Alito's 1985 letter, which was part of a newly released set of documents from his federal government service, was an application to be deputy assistant attorney general. He was already working in the department's solicitor general's office, where he helped prepare cases to be argued in court on behalf of the government.
In the memo, he writes, "I am and always have been a conservative and an adherent to the same philosophical views that I believe are central to this administration." (Read an excerpt from the document)
Later he writes about his accomplishments, "I am particularly proud of my contributions in recent cases in which the government has argued in the Supreme Court that racial and ethnic quotas should not be allowed and that the Constitution does not protect a right to abortion."
He notes that as a federal employee, "I have been unable to take a role in partisan politics. However, I am a lifelong registered Republican."

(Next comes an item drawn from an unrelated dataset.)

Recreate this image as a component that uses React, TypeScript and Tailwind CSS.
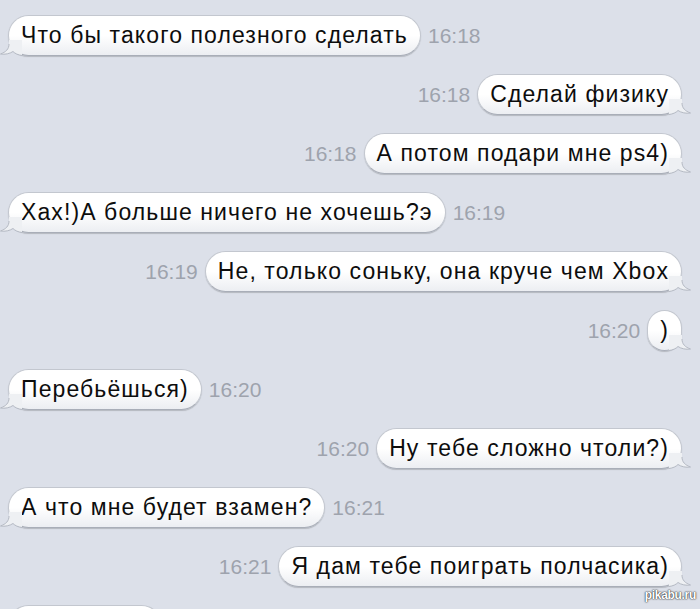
import type { ReactNode } from 'react';

type Msg = { text: string; time: string; mine: boolean };

const messages: Msg[] = [
  { text: 'Что бы такого полезного сделать', time: '16:18', mine: false },
  { text: 'Сделай физику', time: '16:18', mine: true },
  { text: 'А потом подари мне ps4)', time: '16:18', mine: true },
  { text: 'Хах!)А больше ничего не хочешь?э', time: '16:19', mine: false },
  { text: 'Не, только соньку, она круче чем Xbox', time: '16:19', mine: true },
  { text: ')', time: '16:20', mine: true },
  { text: 'Перебьёшься)', time: '16:20', mine: false },
  { text: 'Ну тебе сложно чтоли?)', time: '16:20', mine: true },
  { text: 'А что мне будет взамен?', time: '16:21', mine: false },
  { text: 'Я дам тебе поиграть полчасика)', time: '16:21', mine: true },
];

const Tail = ({ mine }: { mine: boolean }) => (
  <svg
    width="22"
    height="16"
    viewBox="0 0 22 16"
    className={`absolute bottom-[-1px] ${mine ? 'right-[-10px] -scale-x-100' : 'left-[-9px]'}`}
  >
    <path d="M9 0 L9 4 C9 9 6 12 0.5 14 C5 14.8 10 13.6 13 11.5 C15 13.6 18 15 22 15.5 L22 0 Z" fill="#eef0f3" />
    <path
      d="M9 4 C9 9 6 12 0.5 14 C5 14.8 10 13.6 13 11.5 C15 13.6 18 15 22 15.5"
      fill="none"
      stroke="#b4b9c3"
      strokeWidth="1"
    />
  </svg>
);

const Bubble = ({ mine, children, className = '' }: { mine: boolean; children: ReactNode; className?: string }) => (
  <div
    className={`relative h-[41px] flex items-center rounded-[21px] border border-[#c3c7cf] border-b-[#a9aeb8] bg-gradient-to-b from-white via-white to-[#eceef2] shadow-[0_1px_1px_rgba(0,0,0,0.18)] px-[12px] text-[23px] tracking-[1.1px] text-[#0d0d0d] whitespace-nowrap ${className}`}
  >
    {children}
    <Tail mine={mine} />
  </div>
);

const Time = ({ children }: { children: ReactNode }) => (
  <span className="text-[21px] text-[#9ea3ad]">{children}</span>
);

export default function App() {
  return (
    <div
      className="relative h-[609px] w-[700px] overflow-hidden bg-[#dce0e9]"
      style={{ fontFamily: '"Liberation Sans", Arial, sans-serif' }}
    >
      <div className="flex flex-col gap-[18px] pt-[15px] pl-[8px] pr-[18px]">
        {messages.map((m, i) => (
          <div key={i} className={`flex items-center gap-[7px] ${m.mine ? 'justify-end' : 'justify-start'}`}>
            {m.mine && <Time>{m.time}</Time>}
            <Bubble mine={m.mine}>{m.text}</Bubble>
            {!m.mine && <Time>{m.time}</Time>}
          </div>
        ))}
        <div className="flex">
          <Bubble mine={false} className="w-[154px]">
            <span className="invisible">…</span>
          </Bubble>
        </div>
      </div>

      <span
        className="absolute right-[4px] bottom-[5px] text-[12px] font-bold text-white tracking-[-0.3px]"
        style={{ textShadow: '0 0 2px #333, 0 0 1px #000' }}
      >
        pikabu.ru
      </span>
    </div>
  );
}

Liberal groups were quick to criticize Alito's memo. "Combined with his judicial record, Judge Alito's letter underscores our concern that he would vote to turn back the clock on decades of judicial precedent protecting privacy, equal opportunity, religious freedom, and so much more," said Ralph Neas, president of People For the American Way. "And it is further evidence that if Samuel Alito is confirmed to replace Sandra Day O'Connor, he will shift the Supreme Court dramatically to the right for decades to come."
The documents are among dozens of pages released Monday by the Reagan and Bush presidential libraries. Alito did get the job he applied for, and went on to serve as U.S. attorney in New Jersey from 1987 to 1990. He then became a federal appeals court judge, his current job.
He was nominated last month to take O'Connor's seat. Abortion is certain to become a key issue in confirmation hearings.
As a judge, he dissented in 1991 as his appeals court threw out a Pennsylvania provision requiring a married woman seeking an abortion to notify her husband. The Supreme Court later upheld that ruling.
Alito has told senators in private meetings in recent days he has "great respect" for precedent, including the 1973 Roe v. Wade ruling legalizing abortion. But he would not say whether he would continue to uphold that ruling.